Yeah, I don’t know how to solve the issues of two separate families feeling ownership for the same location (fifty years ago, a Palestinian family including several living members was evicted from a home, and an Israeli couple moved in and then died, leaving their property to their children who played no role in taking the property from the Palestinians), but the solution is not to deport all of the Israelis from the region.
My first instinct would be that the government would need to build a LOT of desirable housing and offer a cash incentive to all current and former residents to cede ownership claims to other properties in exchange for the deed to one of the newer properties, but it immediately occurs to me that the wealth difference between the average Palestinian family and the average Israeli family is probably large enough that there would essentially be a self-selection bias. Especially given the fact that poverty and food insecurity reduce our ability to make good financial decisions.
I can’t think of a resolution for that situation that doesn’t involve someone feeling resentful. I’m not saying they have equal claim- but I know that the descendants of settlers are also people, who don’t want to be evicted from the (stolen) houses in which they were raised, and sowing resentment has not helped the region in the past.
I mean, eminent domain exists for this reason, but generally, compensation for stolen property is the norm because of the difficulty of dealing with inheritances and the like several steps removed from the original crime.
Recognizing the validity of residency is not the same as recognizing privilege. “You can stay under the same criteria as anyone else, because we aren’t here to engage in ethnic cleansing” and “Your property is sacrosanct and cannot be touched under any circumstances” are two different concepts, after all.
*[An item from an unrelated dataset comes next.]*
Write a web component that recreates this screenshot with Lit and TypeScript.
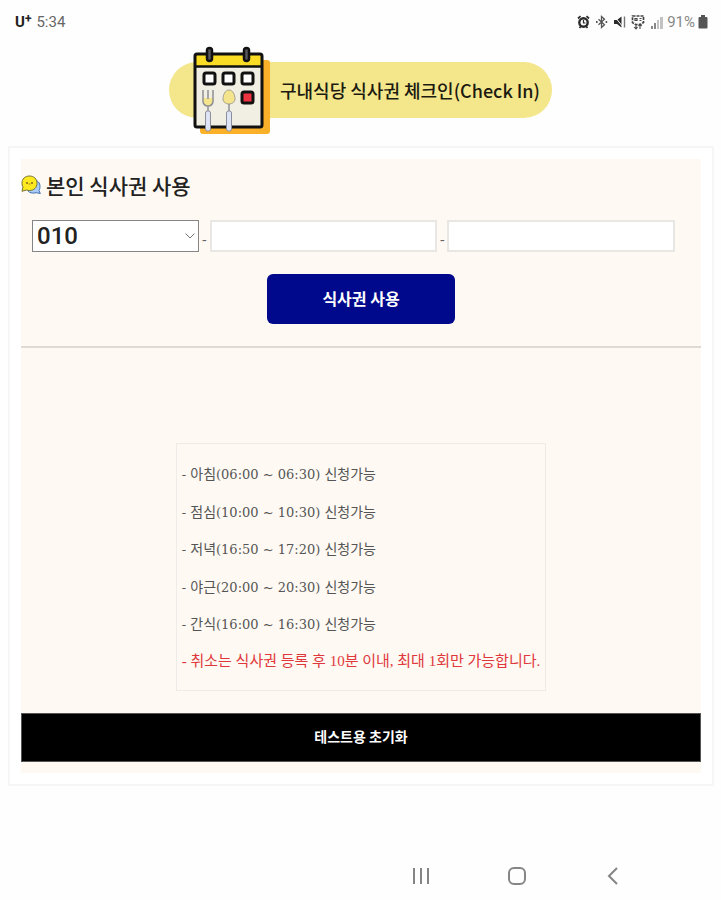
import { LitElement, html, css, svg } from "lit";
import { customElement, state } from "lit/decorators.js";

const MEALS = [
  { name: "아침", time: "(06:00 ~ 06:30)" },
  { name: "점심", time: "(10:00 ~ 10:30)" },
  { name: "저녁", time: "(16:50 ~ 17:20)" },
  { name: "야근", time: "(20:00 ~ 20:30)" },
  { name: "간식", time: "(16:00 ~ 16:30)" },
];

@customElement("status-bar")
class StatusBar extends LitElement {
  static styles = css`
    :host {
      display: flex;
      justify-content: space-between;
      align-items: center;
      height: 44px;
      padding: 0 13px 0 15px;
      font: 15px/20px Roboto, sans-serif;
      color: #666;
    }
    .side {
      display: flex;
      align-items: center;
      gap: 5px;
    }
    .carrier {
      font-weight: 700;
      color: #222;
    }
    .plus {
      font-size: 12px;
      line-height: 12px;
      vertical-align: 4px;
    }
    .battery {
      display: flex;
      align-items: center;
      gap: 3px;
      color: #888;
    }
    svg {
      display: block;
    }
  `;

  render() {
    return html`
      <div class="side">
        <span class="carrier">U<span class="plus">+</span></span>
        <span>5:34</span>
      </div>
      <div class="side">
        <svg width="13" height="14" viewBox="0 0 13 14" fill="none" stroke="#2b2b2b">
          <circle cx="6.5" cy="7.5" r="4.2" stroke-width="2.4" />
          <path d="M1 3.5L3.5 1.2M12 3.5L9.5 1.2M2.5 13l1.5-2M10.5 13L9 11" stroke-width="1.7" />
          <path d="M6.5 5v3h2" stroke-width="1.2" />
        </svg>
        <svg width="13" height="14" viewBox="0 0 13 14" fill="none" stroke="#555" stroke-width="1.3">
          <path d="M3.5 4.2l6 5.6L6.5 12.5V1.5l3 2.7-6 5.6" />
          <path d="M1 7h1.6M10.6 7h1.6" stroke-width="1.8" />
        </svg>
        <svg width="13" height="14" viewBox="0 0 13 14">
          <path d="M1 5h3l4.5-3.500v11L4 9H1z" fill="#2b2b2b" />
          <path d="M1.500 1.500l9 11" stroke="#fff" stroke-width="1" />
          <path d="M11.500 1.500v11" stroke="#777" stroke-width="1.4" />
        </svg>
        <svg width="14" height="15" viewBox="0 0 14 15" fill="none" stroke="#444">
          <path d="M1.500 1h11v6.500l-3 2h-5l-3-2z" stroke-width="1.7" stroke-dasharray="3 1" />
          <path d="M4 3.500h2v2H4zM8.500 3.500h2M8.500 5.500h2" stroke-width="1.2" />
          <path d="M5 9v5M3.200 12L5 14l1.500-2M9 14V9M7.500 11L9 9l1.800 2" stroke-width="1.1" />
        </svg>
        <div class="battery">
          <svg width="14" height="13" viewBox="0 0 14 13">
            <path d="M1 10h2v3H1zM4 7h2v6H4z" fill="#888" />
            <path d="M7 4h2v9H7zM10 1h3v12h-3z" fill="#c2c2c2" />
          </svg>
          <span>91%</span>
          <svg width="10" height="14" viewBox="0 0 10 14">
            <path d="M3 0h4v2h1.500q1 0 1 1v9.500q0 1-1 1h-7q-1 0-1-1V3q0-1 1-1H3z" fill="#555" />
          </svg>
        </div>
      </div>
    `;
  }
}

@customElement("meal-calendar")
class MealCalendar extends LitElement {
  static styles = css`
    :host {
      display: block;
    }
    svg {
      display: block;
    }
  `;

  render() {
    const box = (x: number, y: number, fill: string) =>
      svg`<rect x=${x} y=${y} width="11" height="11" rx="2" fill=${fill} stroke="#111" stroke-width="3" />`;
    return html`
      <svg width="82" height="89" viewBox="-2 -1 82 89" aria-hidden="true">
        <rect x="7" y="13" width="70" height="74" rx="3" fill="#fbb029" />
        <rect x="2" y="7" width="67" height="73" rx="3" fill="#f1eee3" />
        <path d="M2 7h67v12H2z" fill="#fbdc25" />
        <path d="M2 19.500h67" stroke="#111" stroke-width="2.5" />
        <rect x="2" y="7" width="67" height="73" rx="2" fill="none" stroke="#111" stroke-width="3" />
        <rect x="14" y="1" width="5" height="13" rx="2.5" fill="#55555c" stroke="#111" stroke-width="2.5" />
        <rect x="51" y="1" width="5" height="13" rx="2.5" fill="#55555c" stroke="#111" stroke-width="2.5" />
        ${box(11, 26, "#fff")} ${box(30, 26, "#fff")} ${box(49, 26, "#fff")} ${box(49, 45, "#ee3340")}
        <path d="M10 51h10v4q-1 4-5 4t-5-4z" fill="#f4e58c" />
        <path d="M10 43v12q1 4 5 4t5-4V43M15 43v9M15 59v6" fill="none" stroke="#8f8f94" stroke-width="1.5" />
        <path d="M36 43c-4 0-6 5-6 9 0 3 3 5 6 5s6-2 6-5c0-4-2-9-6-9z" fill="#f4e58c" stroke="#a5a294" />
        <path d="M36 57v8" stroke="#8f8f94" stroke-width="1.5" />
        <rect x="12.500" y="64" width="5" height="20" rx="2" fill="#dfe4f4" stroke="#8b8e9c" />
        <rect x="33.500" y="64" width="5" height="20" rx="2" fill="#dfe4f4" stroke="#8b8e9c" />
      </svg>
    `;
  }
}

@customElement("app-root")
class AppRoot extends LitElement {
  static styles = css`
    :host {
      display: flex;
      flex-direction: column;
      min-height: 100vh;
      background: #fefefe;
      color: #222;
      font-family: "Noto Sans CJK KR", sans-serif;
    }
    * {
      box-sizing: border-box;
    }
    .header {
      display: flex;
      justify-content: center;
      padding: 3px 0 10px;
    }
    .pill {
      display: flex;
      align-items: center;
      height: 56px;
      margin: 15px 0 18px;
      padding: 0 12px 0 22px;
      gap: 7px;
      border-radius: 28px;
      background: #f3e68b;
    }
    .pill h1 {
      margin: 0;
      font-size: 18px;
      line-height: 28px;
      font-weight: 500;
      color: #1c1a10;
      white-space: nowrap;
    }
    .panel {
      margin: 0 7px 0 8px;
      padding: 11px;
      border: 2px solid #f6f6f6;
      background: #fff;
    }
    .body {
      display: flex;
      flex-direction: column;
      padding-bottom: 11px;
      background: #fef9f2;
    }
    .title {
      display: flex;
      align-items: center;
      gap: 5px;
      margin: 10px 0 19px;
      font-size: 21px;
      line-height: 32px;
      font-weight: 500;
    }
    .phone {
      display: grid;
      grid-template-columns: 167fr 11px 228fr 10px 228fr;
      padding: 0 26px 0 11px;
    }
    .select {
      position: relative;
      display: flex;
    }
    .select select {
      appearance: none;
      width: 100%;
      height: 32px;
      padding: 0 4px;
      border: 1px solid #858585;
      border-radius: 0;
      background: #fff;
      color: #222;
      font: 500 24px/28px Roboto, sans-serif;
    }
    .select svg {
      position: absolute;
      right: 3px;
      top: 12px;
      pointer-events: none;
    }
    .phone input {
      width: 100%;
      height: 32px;
      padding: 0 6px;
      border: 2px solid #e9e7e3;
      background: #fff;
      font: 500 24px/28px Roboto, sans-serif;
    }
    .dash {
      align-self: end;
      text-align: center;
      font: 14px/24px "Liberation Serif", serif;
      color: #666;
    }
    .use {
      align-self: center;
      width: 188px;
      height: 50px;
      margin: 22px 0;
      padding: 0 0 3px;
      border: 0;
      border-radius: 6px;
      background: #00098c;
      color: #fff;
      font: 700 16px/24px "Noto Sans CJK KR", sans-serif;
    }
    .rule {
      width: 100%;
      margin: 0;
      border: 0;
      border-top: 2px solid #dedbd6;
    }
    .notes {
      display: flex;
      flex-direction: column;
      justify-content: space-between;
      align-self: center;
      min-height: 248px;
      margin: 95px 0 22px;
      padding: 19px 5px;
      border: 1px solid #eeebe8;
      list-style: none;
      font-size: 14px;
      line-height: 20px;
      color: #555;
      white-space: nowrap;
    }
    .num {
      font-family: "DejaVu Serif", serif;
      font-size: 13px;
    }
    .warn {
      font-family: "Liberation Serif", "Noto Sans CJK KR", serif;
      font-size: 15px;
      color: #e0373c;
    }
    .reset {
      width: 100%;
      height: 49px;
      padding: 0 0 3px;
      border: 1px solid #555;
      border-radius: 0;
      background: #000;
      color: #fff;
      font: 700 14px/20px "Noto Sans CJK KR", sans-serif;
    }
    .nav {
      display: grid;
      grid-template-columns: repeat(3, 96px);
      justify-content: end;
      margin-top: auto;
      padding: 0 60px 12px 0;
    }
    .nav button {
      display: flex;
      justify-content: center;
      align-items: center;
      height: 24px;
      padding: 0;
      border: 0;
      background: none;
    }
  `;

  @state() private prefix = "010";

  render() {
    return html`
      <status-bar></status-bar>
      <header class="header">
        <div class="pill">
          <meal-calendar></meal-calendar>
          <h1>구내식당 식사권 체크인(Check In)</h1>
        </div>
      </header>
      <main class="panel">
        <div class="body">
          <h2 class="title">
            <svg width="20" height="20" viewBox="0 0 20 20" aria-hidden="true">
              <path d="M12 5c5 0 7 3 7 6.500 0 2-.5 3-1 4l1.300 3-4-.8C10 19 6 17 6 13z" fill="#a9cbf5" stroke="#426fae" />
              <path d="M8.500 1C13 1 16 4 16 8.200s-3 7.300-7.500 7.300c-1.300 0-2-.1-3-.5L1 16.300 2 12C1.200 11 1 9.500 1 8.200 1 4 4 1 8.500 1z" fill="#ffe91f" stroke="#777437" />
              <circle cx="6" cy="8" r="1" fill="#87651b" />
              <circle cx="11" cy="8" r="1" fill="#87651b" />
              <path d="M7.500 9h2" stroke="#b08a20" />
            </svg>
            본인 식사권 사용
          </h2>
          <div class="phone">
            <div class="select">
              <select
                aria-label="전화번호 앞자리"
                .value=${this.prefix}
                @change=${(e: Event) => (this.prefix = (e.target as HTMLSelectElement).value)}
              >
                <option>010</option>
              </select>
              <svg width="12" height="8" viewBox="0 0 12 8" fill="none" stroke="#777">
                <path d="M1.500 1.500L6 6l4.500-4.500" />
              </svg>
            </div>
            <span class="dash">-</span>
            <input type="tel" maxlength="4" aria-label="전화번호 가운데 자리" />
            <span class="dash">-</span>
            <input type="tel" maxlength="4" aria-label="전화번호 끝자리" />
          </div>
          <button class="use" type="button">식사권 사용</button>
          <hr class="rule" />
          <ul class="notes">
            ${MEALS.map(
              (m) => html`<li><span class="num">- </span>${m.name}<span class="num">${m.time} </span>신청가능</li>`
            )}
            <li class="warn">- 취소는 식사권 등록 후 10분 이내, 최대 1회만 가능합니다.</li>
          </ul>
          <button class="reset" type="button">테스트용 초기화</button>
        </div>
      </main>
      <nav class="nav">
        <button type="button" aria-label="최근 앱">
          <svg width="18" height="18" viewBox="0 0 18 18" stroke="#858585" stroke-width="2">
            <path d="M2 1v16M9 1v16M16 1v16" />
          </svg>
        </button>
        <button type="button" aria-label="홈">
          <svg width="18" height="18" viewBox="0 0 18 18" fill="none" stroke="#858585" stroke-width="2">
            <rect x="1" y="1" width="16" height="16" rx="5" />
          </svg>
        </button>
        <button type="button" aria-label="뒤로">
          <svg width="18" height="18" viewBox="0 0 18 18" fill="none" stroke="#858585" stroke-width="2">
            <path d="M13 1L5 9l8 8" />
          </svg>
        </button>
      </nav>
    `;
  }
}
Oh, there are a thousand ways they could improve their current way of handling it. I just don’t know what the best way would be, though it would definitely involve eminent domain. I guess a lottery system for determining which families get the ancestral home?
I used to take solace in the fact that people smarter than I were in charge of this, so they could do better than that as a solution, but I’m increasingly skeptical that they actually will.
By this logic Germans would not have had to give back the property that the Nazis robbed from the Jews. This is complete nonsense.
You cannot inherit legally, what was robbed from someone else. The legal ownership belongs to the original owners or their inheritors.
Any Israeli living in a house or on land they robbed, must either leave or buy it from the legitimate owners at a fair price. Irrespective of that the legitimate owners must also be fully compensated for the inability to use their land for all the years it was kept from them.
This is the legal and just way. Any other way invites more crimes and crimes against humanity as it rewards the criminals including by rewarding their descendants.
I can’t see descendants of settlers who are en masse being kicked out of their homes and heavily taxed coming together to peacefully build a society with the people whom they ceded their homes to and whom they’re paying those reparations. Can you? How would you go about it without making them so resentful that they either refuse to help rebuild or start attacking the institutions of the new single state?
I see the philosophical balance your solution would bring and it’s what I would want to do if I suddenly found myself a settler/settler’s descendant, but I don’t think enforcing it will lead to lasting peace. Perhaps with an education system that truly integrates children and teaches all of their history, without whitewashing any of it. But I think there’s a very strong cultural attachment in Israel to homeschooling, and don’t know if enforcing public schooling would create further resentment.
It is quite simple. If they dont comply with the law, they face criminal punishment. If they are unwilling to compensate the victims of their land robbery, then all their assets, including abroad, need to be seized and given to their victims.
The sentimentalities of the criminals can not be a detriment to the rights of the victims. Either the criminals obey and work to resocialize, or they face additional punishment.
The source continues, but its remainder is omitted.